Not all of them make it. Some die of heat stroke or hypothermia, unprepared for the hot days or the cold nights. Some drown crossing the Tijuana River. Others are murdered by bandits or abandoned by their "guides" when they can't keep up. Four died in a wildfire earlier this year. Thousands are apprehended by the Border Patrol and returned to Mexico, only to try all over again. The risks are infinite. But still they keep coming.
"The law is black and white," Rasmusson says. "What you see out here is gray." He stops the Bronco he's driving in Cottonwood Canyon and gets out to inspect some footprints in the dusty soil. He can tell by the amount of sand that has filled in the prints they are more than an hour old. He drives further, continually looking for signs of traffic-"cutting for sign" in Border Patrol parlance.

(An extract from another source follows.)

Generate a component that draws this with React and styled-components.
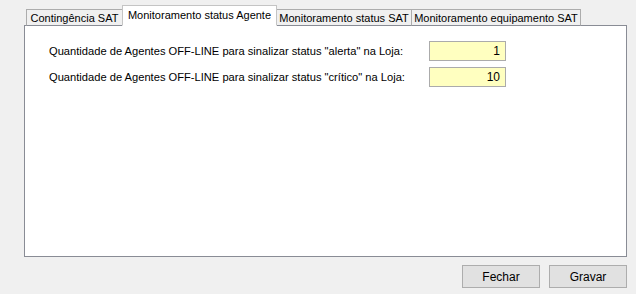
import React from 'react'
import styled, { createGlobalStyle } from 'styled-components'

const GlobalStyle = createGlobalStyle`
  html, body {
    margin: 0;
    background: #f0f0f0;
    font-family: "Liberation Sans", Arial, sans-serif;
    font-size: 11px;
    color: #000;
  }
`

const Window = styled.div`
  width: 636px;
  height: 294px;
  box-sizing: border-box;
  padding: 6px 9px 0 24px;
  display: flex;
  flex-direction: column;
`

const TabStrip = styled.div`
  display: flex;
  align-items: flex-end;
  height: 20px;
  padding-left: 2px;
  margin-bottom: -1px;
  position: relative;
  z-index: 1;
`

const Tab = styled.div`
  box-sizing: border-box;
  width: ${p => p.$w}px;
  height: ${p => (p.$active ? 21 : 17)}px;
  margin-left: ${p => (p.$first ? 0 : -1)}px;
  border: 1px solid ${p => (p.$active ? '#c4c4c4' : '#acacac')};
  border-bottom: ${p => (p.$active ? '1px solid #fff' : '1px solid #898c95')};
  background: ${p => (p.$active ? '#fff' : '#f0f0f0')};
  display: flex;
  align-items: center;
  justify-content: center;
  padding-bottom: ${p => (p.$active ? 1 : 0)}px;
  white-space: nowrap;
  position: relative;
  z-index: ${p => (p.$active ? 2 : 1)};
`

const Panel = styled.div`
  box-sizing: border-box;
  height: 232px;
  background: #fff;
  border: 1px solid #898c95;
  padding: 15px 0 0 24px;
  display: grid;
  grid-template-columns: 380px 77px;
  grid-auto-rows: 20px;
  row-gap: 6px;
  align-content: start;
`

const Label = styled.div`
  display: flex;
  align-items: center;
  white-space: nowrap;
  font-size: 11.15px;
`

const NumberBox = styled.div`
  box-sizing: border-box;
  border: 1px solid #ababab;
  background: #ffffc0;
  display: flex;
  align-items: center;
  justify-content: flex-end;
  padding-right: 5px;
  font-size: 12px;
`

const Footer = styled.div`
  display: flex;
  justify-content: flex-end;
  gap: 9px;
  margin-top: 8px;
`

const Button = styled.div`
  box-sizing: border-box;
  width: 78px;
  height: 23px;
  border: 1px solid #adadad;
  background: #e1e1e1;
  display: flex;
  align-items: center;
  justify-content: center;
  font-size: 12px;
`

const tabs = [
  { text: 'Contingência SAT', w: 97 },
  { text: 'Monitoramento status Agente', w: 155, active: true },
  { text: 'Monitoramento status SAT', w: 136 },
  { text: 'Monitoramento equipamento SAT', w: 170 },
]

const rows = [
  { label: 'Quantidade de Agentes OFF-LINE para sinalizar status "alerta" na Loja:', value: '1' },
  { label: 'Quantidade de Agentes OFF-LINE para sinalizar status "crítico" na Loja:', value: '10' },
]

export default function App() {
  return (
    <Window>
      <GlobalStyle />
      <TabStrip>
        {tabs.map((t, i) => (
          <Tab key={t.text} $w={t.w} $active={t.active} $first={i === 0}>
            {t.text}
          </Tab>
        ))}
      </TabStrip>
      <Panel>
        {rows.map(r => (
          <React.Fragment key={r.label}>
            <Label>{r.label}</Label>
            <NumberBox>{r.value}</NumberBox>
          </React.Fragment>
        ))}
      </Panel>
      <Footer>
        <Button>Fechar</Button>
        <Button>Gravar</Button>
      </Footer>
    </Window>
  )
}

Few agents here believe they will see the day when illegal immigrants are deterred from crossing the border. So long as the rewards vastly outweigh the risks, so long as American business and agriculture seek cheap labor, and so long as the Mexican and Latin American economies cannot provide adequate jobs, the illegal immigrants will continue to come. And the Border Patrol will continue to apprehend them, put them on buses and return them to Mexico. It is a cycle they don't expect to see broken in their lifetime.
"You can't really think about this job too much," says one veteran agent. "Otherwise you'll get too frustrated, it will seem too futile, and you'll just give up."